__INSTRUCTIONS FOR THE TASK__. Reply with one number only, the count of lines holding the string "Tailwind".

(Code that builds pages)
__________
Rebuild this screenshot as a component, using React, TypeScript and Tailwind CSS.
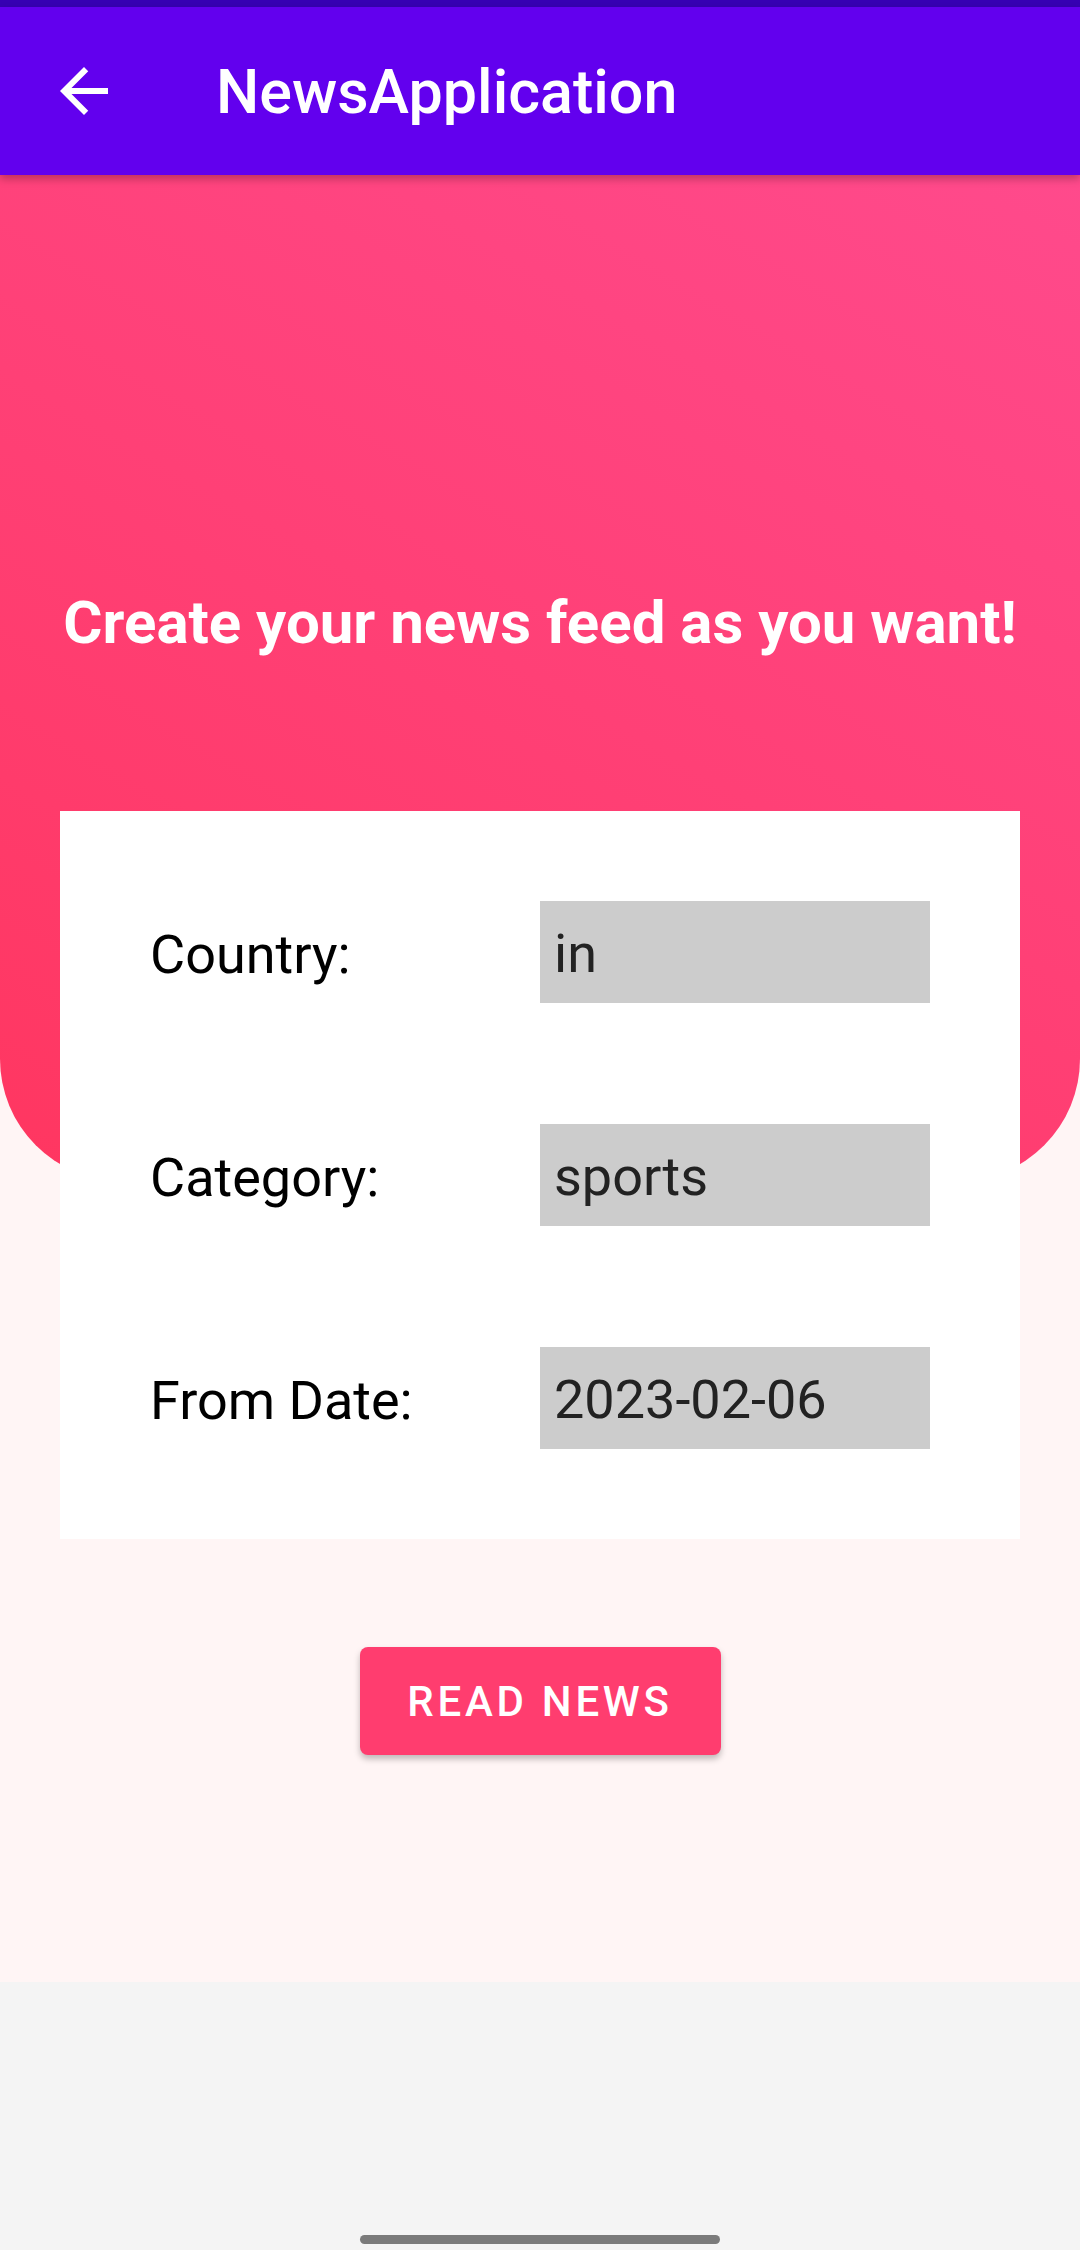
export default function App() {
  const rows = [
    { label: "Country:", value: "in" },
    { label: "Category:", value: "sports" },
    { label: "From Date:", value: "2023-02-06" },
  ];

  return (
    <div className="w-[1080px] h-[2250px] flex flex-col bg-[#f4f4f4] font-['Roboto',sans-serif]">
      {/* status bar strip */}
      <div className="h-[7px] bg-[#3700b3]" />

      {/* toolbar */}
      <header className="relative z-10 h-[168px] flex items-center pl-[48px] bg-[#6200ee] shadow-[0_4px_8px_rgba(0,0,0,0.25)]">
        <svg className="w-[72px] h-[72px] text-white" viewBox="0 0 24 24" fill="currentColor">
          <path d="M20 11H7.83l5.59-5.59L12 4l-8 8 8 8 1.41-1.41L7.83 13H20v-2z" />
        </svg>
        <h1 className="ml-[96px] pt-[2px] text-[61px] leading-[70px] font-medium text-white">
          NewsApplication
        </h1>
      </header>

      <main className="h-[1807px] flex flex-col bg-[#fff5f5]">
        <section className="h-[1006px] rounded-b-[122px] bg-linear-[30deg] from-[#ff3660] to-[#ff4a8c] pt-[413px]">
          <h2 className="text-center text-[60px] leading-[70px] font-bold text-white">
            Create your news feed as you want!
          </h2>
        </section>

        <div className="relative mx-[60px] -mt-[370px] h-[728px] bg-white p-[90px] flex flex-col gap-[121px]">
          {rows.map((r) => (
            <div key={r.label} className="flex items-center justify-between h-[102px]">
              <span className="pt-[5px] text-[54px] leading-[64px] text-black">{r.label}</span>
              <div className="w-[390px] h-[102px] bg-[#cccccc] flex items-center pl-[14px]">
                <span className="pt-[3px] text-[54px] leading-[64px] text-[#222222]">{r.value}</span>
              </div>
            </div>
          ))}
        </div>

        <div className="flex justify-center mt-[108px]">
          <button className="w-[361px] h-[108px] rounded-[8px] bg-[#ff3d6f] text-white text-[42px] font-medium tracking-[3.75px] shadow-[0_4px_6px_rgba(0,0,0,0.25)]">
            READ NEWS
          </button>
        </div>
      </main>

      {/* nav area */}
      <div className="flex-1 flex items-end justify-center pb-[6px]">
        <div className="w-[360px] h-[9px] rounded-full bg-[#7b7b7b]" />
      </div>
    </div>
  );
}
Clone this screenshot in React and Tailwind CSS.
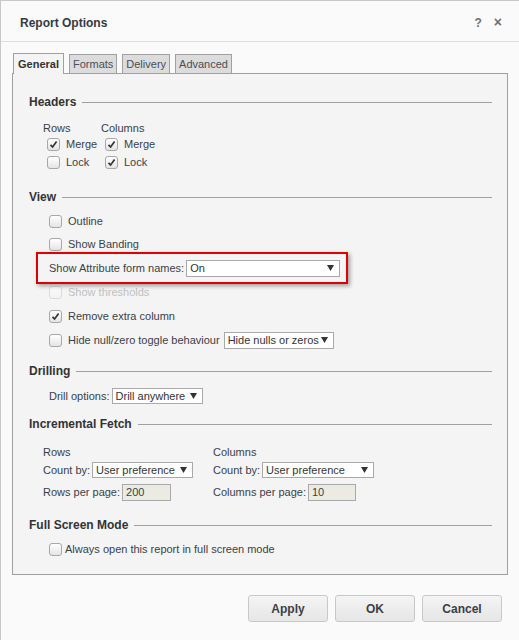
import React from "react";

const font = { fontFamily: '"Liberation Sans", Arial, sans-serif' };

const Check = ({ checked, disabled }) => (
  <span
    className={`inline-flex w-[13px] h-[13px] shrink-0 items-center justify-center rounded-[3px] border bg-gradient-to-b ${
      disabled
        ? "border-[#dcdcdc] from-[#fafafa] to-[#f2f2f2]"
        : "border-[#a8a8a8] from-[#ffffff] to-[#e4e4e4]"
    }`}
  >
    {checked && (
      <svg width="9" height="9" viewBox="0 0 9 9">
        <path d="M1.5 4.8 L3.6 7 L7.6 1.6" fill="none" stroke="#333" strokeWidth="1.7" />
      </svg>
    )}
  </span>
);

const Arrow = () => (
  <svg width="7" height="6" viewBox="0 0 7 6" className="shrink-0">
    <polygon points="0,0 7,0 3.5,6" fill="#333" />
  </svg>
);

const Select = ({ value, w, h = "h-[16px]" }) => (
  <div
    className={`${w} ${h} flex items-center justify-between border border-[#a9a9a9] bg-white pl-[3px] pr-[5px] text-[11px] text-[#333]`}
  >
    <span className="leading-none pt-[1px]">{value}</span>
    <Arrow />
  </div>
);

const Section = ({ title, mt }) => (
  <div className={`flex items-center h-[16px] ${mt}`}>
    <span className="text-[12px] font-bold text-[#333]">{title}</span>
    <div className="flex-1 h-px bg-[#a0a0a0] ml-[6px]" />
  </div>
);

const CheckRow = ({ label, checked, disabled, h }) => (
  <div className={`flex items-center ${h} pl-[20px]`}>
    <Check checked={checked} disabled={disabled} />
    <span className={`ml-[6px] text-[11px] ${disabled ? "text-[#c0c0c0]" : "text-[#3a3f47]"}`}>
      {label}
    </span>
  </div>
);

export default function App() {
  return (
    <div
      style={font}
      className="w-[519px] h-[640px] bg-[#fafafa] border-t border-l border-[#c8c8c8] overflow-hidden"
    >
      {/* title bar */}
      <div className="h-[41px] flex items-center justify-between pt-[3px] pl-[19px] pr-[17px] border-b border-[#dedede]">
        <span className="text-[12px] font-bold text-[#333a45]">Report Options</span>
        <div className="flex items-center gap-[12px] text-[12px] font-bold text-[#707070]">
          <span>?</span>
          <span className="text-[14px]">×</span>
        </div>
      </div>

      <div className="ml-[11px] mt-[11px] w-[496px]">
        {/* tabs */}
        <div className="flex items-end gap-[5px] pl-px">
          <div className="relative z-10 -mb-px h-[21px] px-[4px] flex items-center border border-b-0 border-[#a0a0a0] bg-[#f4f4f4] text-[11px] font-bold text-[#333]">
            General
          </div>
          {["Formats", "Delivery", "Advanced"].map((t) => (
            <div
              key={t}
              className="h-[19px] px-[3px] flex items-center border border-b-0 border-[#a0a0a0] bg-[#dcdcdc] text-[11px] text-[#4a4f57]"
            >
              {t}
            </div>
          ))}
        </div>

        {/* panel */}
        <div className="h-[502px] border border-[#a0a0a0] bg-[#f4f4f4] pl-[16px] pr-[15px]">
          <Section title="Headers" mt="mt-[20px]" />
          <div className="pl-[14px] text-[11px] text-[#3a3f47]">
            <div className="flex mt-[11px] h-[14px] items-center">
              <span className="w-[58px]">Rows</span>
              <span>Columns</span>
            </div>
            <div className="flex h-[18px] items-center">
              <div className="w-[58px] flex items-center pl-[4px]">
                <Check checked />
                <span className="ml-[6px]">Merge</span>
              </div>
              <div className="flex items-center pl-[4px]">
                <Check checked />
                <span className="ml-[6px]">Merge</span>
              </div>
            </div>
            <div className="flex h-[19px] items-center">
              <div className="w-[58px] flex items-center pl-[4px]">
                <Check />
                <span className="ml-[6px]">Lock</span>
              </div>
              <div className="flex items-center pl-[4px]">
                <Check checked />
                <span className="ml-[6px]">Lock</span>
              </div>
            </div>
          </div>

          <Section title="View" mt="mt-[17px]" />
          <div className="mt-[5px]">
            <CheckRow label="Outline" h="h-[23px]" />
            <CheckRow label="Show Banding" h="h-[23px]" />
            <div className="relative flex items-center h-[24px] pl-[20px]">
              <div className="absolute left-[7px] top-[-4px] w-[312px] h-[32px] border-2 border-[#e00000] shadow-[2px_2px_4px_rgba(0,0,0,0.35)]" />
              <span className="text-[11px] text-[#3a3f47] mr-[2px]">Show Attribute form names:</span>
              <Select value="On" w="w-[154px]" h="h-[17px]" />
            </div>
            <CheckRow label="Show thresholds" disabled h="h-[24px]" />
            <CheckRow label="Remove extra column" checked h="h-[24px]" />
            <div className="flex items-center h-[24px] pl-[20px]">
              <Check />
              <span className="ml-[6px] mr-[4px] text-[11px] text-[#3a3f47]">
                Hide null/zero toggle behaviour
              </span>
              <Select value="Hide nulls or zeros" w="w-[110px]" h="h-[17px]" />
            </div>
          </div>

          <Section title="Drilling" mt="mt-[11px]" />
          <div className="mt-[8px] h-[18px] flex items-center pl-[20px]">
            <span className="text-[11px] text-[#3a3f47] mr-[2px]">Drill options:</span>
            <Select value="Drill anywhere" w="w-[91px]" />
          </div>

          <Section title="Incremental Fetch" mt="mt-[11px]" />
          <div className="pl-[14px] text-[11px] text-[#3a3f47]">
            <div className="flex mt-[13px] h-[14px] items-center">
              <span className="w-[170px]">Rows</span>
              <span>Columns</span>
            </div>
            <div className="flex mt-[2px] h-[18px] items-center">
              <div className="w-[170px] flex items-center">
                <span className="mr-[2px]">Count by:</span>
                <Select value="User preference" w="w-[101px]" />
              </div>
              <div className="flex items-center">
                <span className="mr-[2px]">Count by:</span>
                <Select value="User preference" w="w-[112px]" />
              </div>
            </div>
            <div className="flex mt-[4px] h-[18px] items-center">
              <div className="w-[170px] flex items-center">
                <span className="mr-[2px]">Rows per page:</span>
                <div className="w-[49px] h-[17px] border border-[#a9a9a9] bg-[#ebebe4] pl-[3px] pt-[2px] leading-none">
                  200
                </div>
              </div>
              <div className="flex items-center">
                <span className="mr-[2px]">Columns per page:</span>
                <div className="w-[48px] h-[17px] border border-[#a9a9a9] bg-[#ebebe4] pl-[3px] pt-[2px] leading-none">
                  10
                </div>
              </div>
            </div>
          </div>

          <Section title="Full Screen Mode" mt="mt-[16px]" />
          <div className="mt-[7px] h-[18px] flex items-center pl-[20px]">
            <Check />
            <span className="ml-[3px] text-[11px] text-[#3a3f47]">
              Always open this report in full screen mode
            </span>
          </div>
        </div>
      </div>

      {/* buttons */}
      <div className="mt-[20px] flex justify-end gap-[7px] pr-[17px]">
        {["Apply", "OK", "Cancel"].map((b) => (
          <button
            key={b}
            className="w-[80px] h-[27px] rounded-[3px] border border-[#c8c8c8] bg-gradient-to-b from-[#f4f4f4] to-[#e6e6e6] text-[12px] font-bold text-[#3a3f47]"
          >
            {b}
          </button>
        ))}
      </div>
    </div>
  );
}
__________
__TASK OUTPUT__. 2